Cambodia’s emerging political class is showing renewed interest in the political legacy of King Norodom Sihanouk, with some young leaders saying the anniversary of the King Father’s passing is an apt time to reexamine his policy of neutrality amid Big Power rivalries.
Norodom Sihanouk, who died in Beijing on October 15, 2012, is often lionized for ending French colonialism in 1953 and forging national unity in the aftermath of decades of war. For older Cambodians, he is remembered for leading the Sangkum Reastr Niyum and for navigating the treacherous Cold War rivalries between the United States and the former Soviet Union.
But for many young Cambodians, keenly aware of escalating tensions between the United States and an increasingly assertive China, the former King Father’s policy of neutrality may offer not only a history lesson, but a road map for national security.
“Political neutrality during the Sangkum Reastr Niyum played out in a competition of political ideologies — but now such neutrality persists in the context of economic competition,” said Yang Saing Koma, a co-founder of the Grassroots Democratic Party. “Cambodia should maintain its independence by not relying on any particular superpower, but for the sake of the country’s economic and commercial success.”
Pich Sros, president of the Cambodian Youth Party, argues that security lies in firm independence. “Cambodia’s stance must not subordinate to any state while a great competition between major powers is escalating,” he said.
A survey of the country’s history, and the region’s, may offer a cautionary tale.
“There is only neutrality if we commit to balanced diplomatic relations with all foreign states,” said Sambo Manara, a history professor at Pannasastra University. “During King Sihanouk’s era, there was an ideological competition between communism and liberalism. Cambodia, as a small state, had to adhere to political neutrality to ensure stability and peace.”
For a while, at least, independence insulated Cambodia from the deadly political schisms that fractured her eastern neighbor.
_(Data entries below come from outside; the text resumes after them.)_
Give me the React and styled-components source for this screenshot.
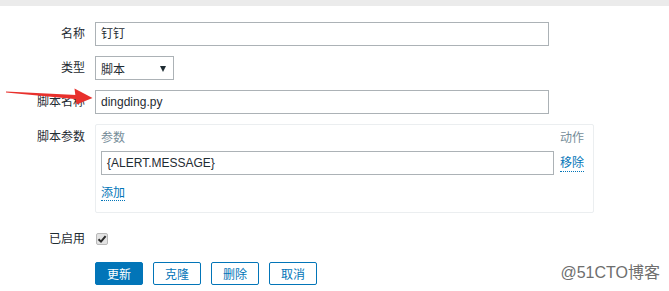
import styled, { createGlobalStyle } from "styled-components";

const GlobalStyle = createGlobalStyle`
    body {
        margin: 0;
        background: #fff;
        font-family: "Liberation Sans", "Noto Sans CJK SC", sans-serif;
        font-size: 12px;
        color: #1f2c33;
    }
`;

const App = () => {
    return (
        <Page>
            <GlobalStyle />
            <TopBand />
            <Form>
                <Row>
                    <Label>名称</Label>
                    <TextBox width={454}>钉钉</TextBox>
                </Row>
                <Row>
                    <Label>类型</Label>
                    <SelectBox>
                        <span>脚本</span>
                        <Caret />
                    </SelectBox>
                </Row>
                <Row>
                    <Label>脚本名称</Label>
                    <TextBox width={454}>dingding.py</TextBox>
                </Row>
                <Row top>
                    <Label top>脚本参数</Label>
                    <ParamBox>
                        <ParamHead>参数</ParamHead>
                        <ParamHead right>动作</ParamHead>
                        <TextBox width={453}>{"{ALERT.MESSAGE}"}</TextBox>
                        <LinkText>移除</LinkText>
                        <AddRow>
                            <LinkText>添加</LinkText>
                        </AddRow>
                    </ParamBox>
                </Row>
                <Row extra={4}>
                    <Label>已启用</Label>
                    <CheckBox>
                        <svg width="10" height="10" viewBox="0 0 10 10">
                            <path d="M1.5 5.2 L4 7.6 L8.6 2.2" fill="none" stroke="#2b2b2b" strokeWidth="2" />
                        </svg>
                    </CheckBox>
                </Row>
                <ButtonRow>
                    <Button primary>更新</Button>
                    <Button>克隆</Button>
                    <Button>删除</Button>
                    <Button>取消</Button>
                </ButtonRow>
            </Form>

            {/* red annotation arrow drawn over the form */}
            <Arrow width="100" height="20" viewBox="0 84 100 20">
                <polygon points="6,91.6 6,92.6 77,99.2 76.6,95" fill="#e8302c" />
                <polygon points="74.5,88.5 92.5,98 76.5,104.5" fill="#e8302c" />
            </Arrow>

            <Watermark>@51CTO博客</Watermark>
        </Page>
    );
};

export default App;


const Page = styled.div`
    position: relative;
    width: 669px;
    height: 291px;
    overflow: hidden;
    background: #fff;
`;

const TopBand = styled.div`
    height: 6px;
    background: #ebebeb;
`;

const Form = styled.div`
    display: flex;
    flex-direction: column;
    gap: 10px;
    padding-top: 16px;
`;

const Row = styled.div`
    display: grid;
    grid-template-columns: 85px auto;
    column-gap: 10px;
    align-items: ${(p) => (p.top ? "start" : "center")};
    justify-content: start;
    min-height: 24px;
    margin-top: ${(p) => p.extra || 0}px;
`;

const Label = styled.div`
    text-align: right;
    line-height: 18px;
    padding-top: ${(p) => (p.top ? "4px" : "0")};
    color: #1f2c33;
`;

const TextBox = styled.div`
    box-sizing: border-box;
    width: ${(p) => p.width}px;
    height: 24px;
    line-height: 22px;
    padding: 0 5px;
    border: 1px solid #acb2b6;
    background: #fff;
    color: #1f2c33;
    white-space: nowrap;
`;

const SelectBox = styled.div`
    box-sizing: border-box;
    width: 79px;
    height: 24px;
    display: flex;
    align-items: center;
    justify-content: space-between;
    padding: 0 7px 0 5px;
    border: 1px solid #acb2b6;
    background: #fff;
`;

const Caret = styled.span`
    width: 0;
    height: 0;
    border-left: 3.5px solid transparent;
    border-right: 3.5px solid transparent;
    border-top: 6px solid #1f2c33;
    margin-top: 1px;
`;

const ParamBox = styled.div`
    box-sizing: border-box;
    width: 499px;
    display: grid;
    grid-template-columns: auto 1fr;
    column-gap: 6px;
    align-items: center;
    padding: 4px 9px 10px 5px;
    border: 1px solid #ebeef0;
    border-radius: 2px;
`;

const ParamHead = styled.div`
    color: #768d99;
    line-height: 18px;
    margin-bottom: 4px;
    text-align: ${(p) => (p.right ? "right" : "left")};
`;

const LinkText = styled.span`
    color: #0275b8;
    line-height: 16px;
    border-bottom: 1px dotted #0275b8;
    justify-self: start;
`;

const AddRow = styled.div`
    grid-column: 1 / -1;
    margin-top: 9px;
    line-height: 18px;
`;

const CheckBox = styled.span`
    box-sizing: border-box;
    width: 12px;
    height: 12px;
    margin-left: 1px;
    display: flex;
    align-items: center;
    justify-content: center;
    background: #e3e3e3;
    border: 1px solid #b9b9b9;
    border-radius: 2px;
`;

const ButtonRow = styled.div`
    display: flex;
    gap: 10px;
    padding-left: 95px;
    margin-top: 1px;
`;

const Button = styled.button`
    box-sizing: border-box;
    width: 48px;
    height: 23px;
    padding: 0;
    font-family: inherit;
    font-size: 12px;
    border: 1px solid #0275b8;
    border-radius: 2px;
    background: ${(p) => (p.primary ? "#0275b8" : "#fff")};
    color: ${(p) => (p.primary ? "#fff" : "#0275b8")};
`;

const Arrow = styled.svg`
    position: absolute;
    left: 0;
    top: 84px;
`;

const Watermark = styled.div`
    position: absolute;
    right: 9px;
    bottom: 8px;
    font-size: 16px;
    color: #6e6e6e;
    font-family: "Liberation Sans", "Noto Sans CJK SC", sans-serif;
`;
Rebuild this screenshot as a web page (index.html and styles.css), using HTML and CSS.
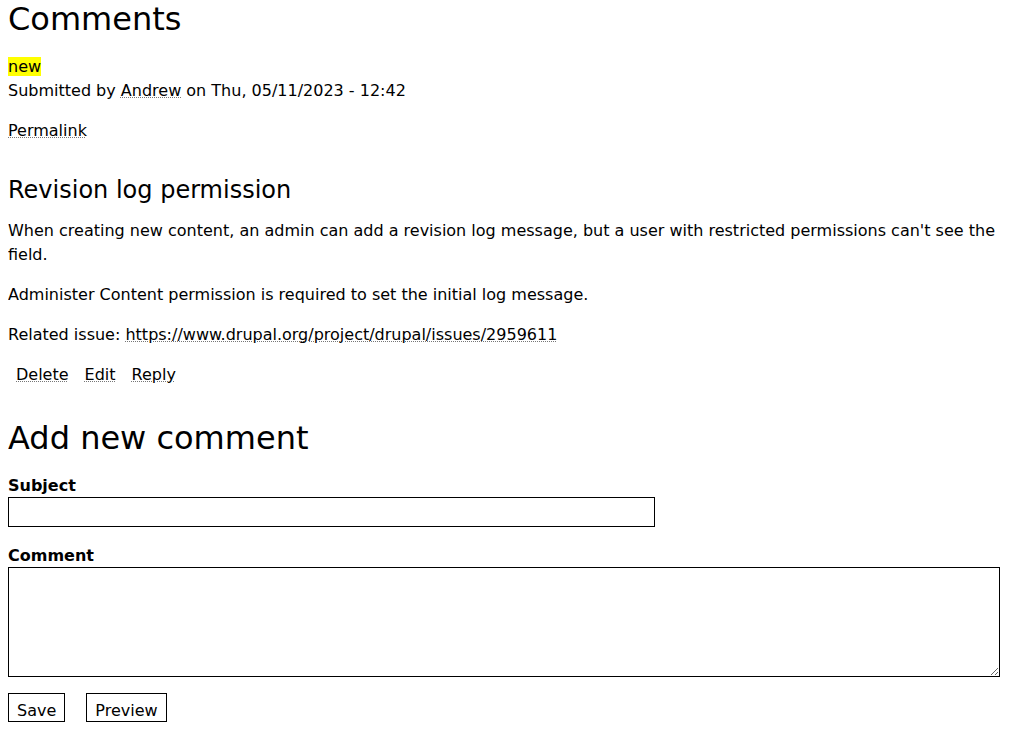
FILE: index.html
```
<!DOCTYPE html>
<html lang="en">
<head>
<meta charset="utf-8">
<title>Comments</title>
<link rel="stylesheet" href="styles.css">
</head>
<body>
<section class="comments">
  <h2 class="section-title">Comments</h2>
  <article class="comment">
    <div class="new-line"><mark class="new-mark">new</mark></div>
    <footer class="comment-meta">
      <p class="submitted">Submitted by <a class="link" href="#">Andrew</a> on Thu, 05/11/2023 - 12:42</p>
      <p class="permalink"><a class="link" href="#">Permalink</a></p>
    </footer>
    <div class="comment-content">
      <h3 class="comment-title">Revision log permission</h3>
      <p>When creating new content, an admin can add a revision log message, but a user with restricted permissions can't see the field.</p>
      <p>Administer Content permission is required to set the initial log message.</p>
      <p>Related issue: <a class="link" href="#">https://www.drupal.org/project/drupal/issues/2959611</a></p>
    </div>
    <ul class="comment-links">
      <li><a class="link" href="#">Delete</a></li>
      <li><a class="link" href="#">Edit</a></li>
      <li><a class="link" href="#">Reply</a></li>
    </ul>
  </article>
  <h2 class="form-title">Add new comment</h2>
  <form class="comment-form">
    <div class="field">
      <label class="field-label" for="subject">Subject</label>
      <input class="text-input" id="subject" type="text">
    </div>
    <div class="field">
      <label class="field-label" for="comment">Comment</label>
      <textarea class="text-area" id="comment"></textarea>
    </div>
    <div class="actions">
      <button class="btn" type="button">Save</button>
      <button class="btn" type="button">Preview</button>
    </div>
  </form>
</section>
</body>
</html>
```
FILE: styles.css
```
html {
  font-family: "DejaVu Sans", sans-serif;
  font-size: 16px;
  line-height: 1.5;
  color: #000;
  background: #fff;
}

body {
  margin: 0 8px;
}

p {
  margin: 0 0 16px;
}

.link {
  color: #000;
  text-decoration-line: underline;
  text-decoration-style: dotted;
  text-decoration-color: #777;
  text-decoration-thickness: 1px;
}

.section-title {
  font-size: 32px;
  font-weight: normal;
  line-height: normal;
  margin: 0 0 17px;
}

.new-line {
  margin: 0;
}

.new-mark {
  background: #ff0;
  color: #000;
}

.comment-meta .submitted {
  margin: 0 0 16px;
}

.comment-title {
  font-size: 24px;
  font-weight: normal;
  line-height: normal;
  margin: 33px 0 15px;
}

.comment-links {
  list-style: none;
  margin: 0;
  padding: 0 0 0 8px;
  display: flex;
  gap: 16px;
}

.form-title {
  font-size: 32px;
  font-weight: normal;
  line-height: normal;
  margin: 32px 0 15px;
}

.comment-form {
  margin: 0;
}

.field {
  margin: 0 0 16px;
}

.field-label {
  display: block;
  font-weight: bold;
  padding-top: 3px;
  line-height: 22px;
}

.field + .field {
  margin-top: -1px;
}

.text-input {
  display: block;
  box-sizing: border-box;
  width: 647px;
  height: 30px;
  margin: 0;
  border: 1px solid #000;
  border-radius: 0;
  padding: 2px 4px;
  font-family: "DejaVu Sans", sans-serif;
  font-size: 16px;
}

.text-area {
  display: block;
  box-sizing: border-box;
  width: 992px;
  height: 110px;
  margin: 0;
  border: 1px solid #000;
  border-radius: 0;
  padding: 2px 4px;
  font-family: "DejaVu Sans", sans-serif;
  font-size: 16px;
}

.actions {
  display: flex;
  gap: 21px;
}

.btn {
  font-family: "DejaVu Sans", sans-serif;
  font-size: 16px;
  line-height: normal;
  color: #000;
  background: #fff;
  border: 1px solid #000;
  border-radius: 0;
  padding: 7px 8px 1px;
  margin: 0;
}
```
“After gaining independence, and due to Geneva Conference in 1954, Cambodia was able to prevent national division, like during the same period when Vietnam divided into North and South,” Sambo Manara said.
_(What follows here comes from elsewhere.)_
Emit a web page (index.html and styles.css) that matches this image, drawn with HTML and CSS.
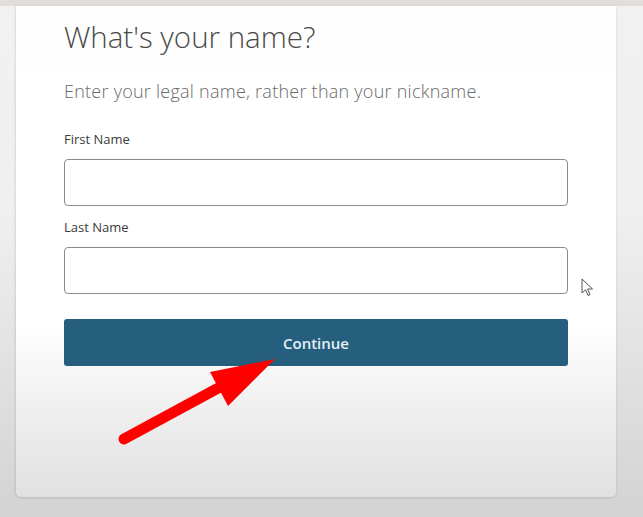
FILE: index.html
```html
<!DOCTYPE html>
<html lang="en">
<head>
    <meta charset="UTF-8">
    <meta name="viewport" content="width=device-width, initial-scale=1.0">
    <title>What's your name?</title>
    <link rel="stylesheet" href="styles.css">
</head>
<body>
    <div class="top-bar"></div>

    <!-- Name form card -->
    <div class="card">
        <h1>What's your name?</h1>
        <p class="intro">Enter your legal name, rather than your nickname.</p>

        <label for="firstName">First Name</label>
        <input type="text" id="firstName">

        <label for="lastName">Last Name</label>
        <input type="text" id="lastName">

        <button>Continue</button>
    </div>

    <!-- Red arrow pointing at the button -->
    <svg class="arrow" width="643" height="517" viewBox="0 0 643 517">
        <line x1="124" y1="439" x2="222" y2="386" stroke="#ff0000" stroke-width="11" stroke-linecap="round"/>
        <polygon points="275,359 210,372 228,406" fill="#ff0000"/>
    </svg>

    <!-- Mouse cursor -->
    <svg class="cursor" width="14" height="20" viewBox="0 0 14 20">
        <path d="M1 1 L1 15 L4.5 11.8 L7 17.5 L9 16.6 L6.6 11 L11.5 11 Z" fill="#fff" stroke="#555" stroke-width="1"/>
    </svg>
</body>
</html>
```

FILE: styles.css
```css
/* General Styles */
body {
    margin: 0;
    padding: 0;
    height: 517px;
    overflow: hidden;
    font-family: "Open Sans", Arial, sans-serif;
    background: linear-gradient(to bottom, #f1f1f1, #f0f0f0 40%, #d3d3d3);
    position: relative;
}

.top-bar {
    height: 6px;
    background: #e1ddd9;
}

.card {
    margin-left: 16px;
    width: 600px;
    height: 491px;
    box-sizing: border-box;
    padding: 13px 48px 0 48px;
    background: linear-gradient(to bottom, #fdfdfd, #ffffff 15%, #ffffff 65%, #f1f1f1 80%, #e1e1e1);
    border-radius: 0 0 5px 5px;
    box-shadow: 0 1px 3px rgba(0, 0, 0, 0.12), -1px 0 2px rgba(0, 0, 0, 0.05);
    display: flex;
    flex-direction: column;
}

h1 {
    margin: 0;
    font-size: 29.5px;
    font-weight: 300;
    color: #4a4a4a;
    line-height: 36px;
}

.intro {
    margin: 24px 0 0 0;
    font-size: 18px;
    letter-spacing: 0.25px;
    font-weight: 300;
    color: #6a6a6a;
    line-height: 24px;
}

label {
    margin-top: 27px;
    font-size: 13px;
    color: #3c3c3c;
    line-height: 18px;
}

label + input {
    margin-top: 11px;
}

input + label {
    margin-top: 12px;
}

input {
    width: 504px;
    height: 47px;
    box-sizing: border-box;
    border: 1px solid #8a8a8a;
    border-radius: 4px;
    background: #fff;
    font-size: 15px;
    padding: 0 12px;
}

button {
    margin-top: 25px;
    width: 504px;
    height: 47px;
    background: #265e7e;
    color: #e3f0f7;
    border: none;
    border-radius: 3px;
    font-family: "Open Sans", Arial, sans-serif;
    font-size: 15px;
    font-weight: 600;
    cursor: pointer;
}

.arrow {
    position: absolute;
    top: 0;
    left: 0;
    pointer-events: none;
}

.cursor {
    position: absolute;
    left: 581px;
    top: 278px;
}
```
Five decades later, the country persists in its assertions of neutrality.
“The Royal Government is committed to playing its role in complying with the constitution under independence, permanence, neutrality, non-aligned state, and the prohibition of the presence of any foreign military base in Cambodian territory,” said Sok Eysan, spokesperson for the Cambodian People’s Party.
Not everyone agrees. Meach Sovannara, a former official of the government-dissolved Cambodia National Rescue Party, said that the recent signing of a free trade agreement with China, in addition to the European Union’s withdrawal of its Everything But Arms trade agreement, serves as evidence that the current government is anything but impartial.
“After the dissolution of the main opposition party, we see that China’s influence in Cambodia has increased dramatically,” he said.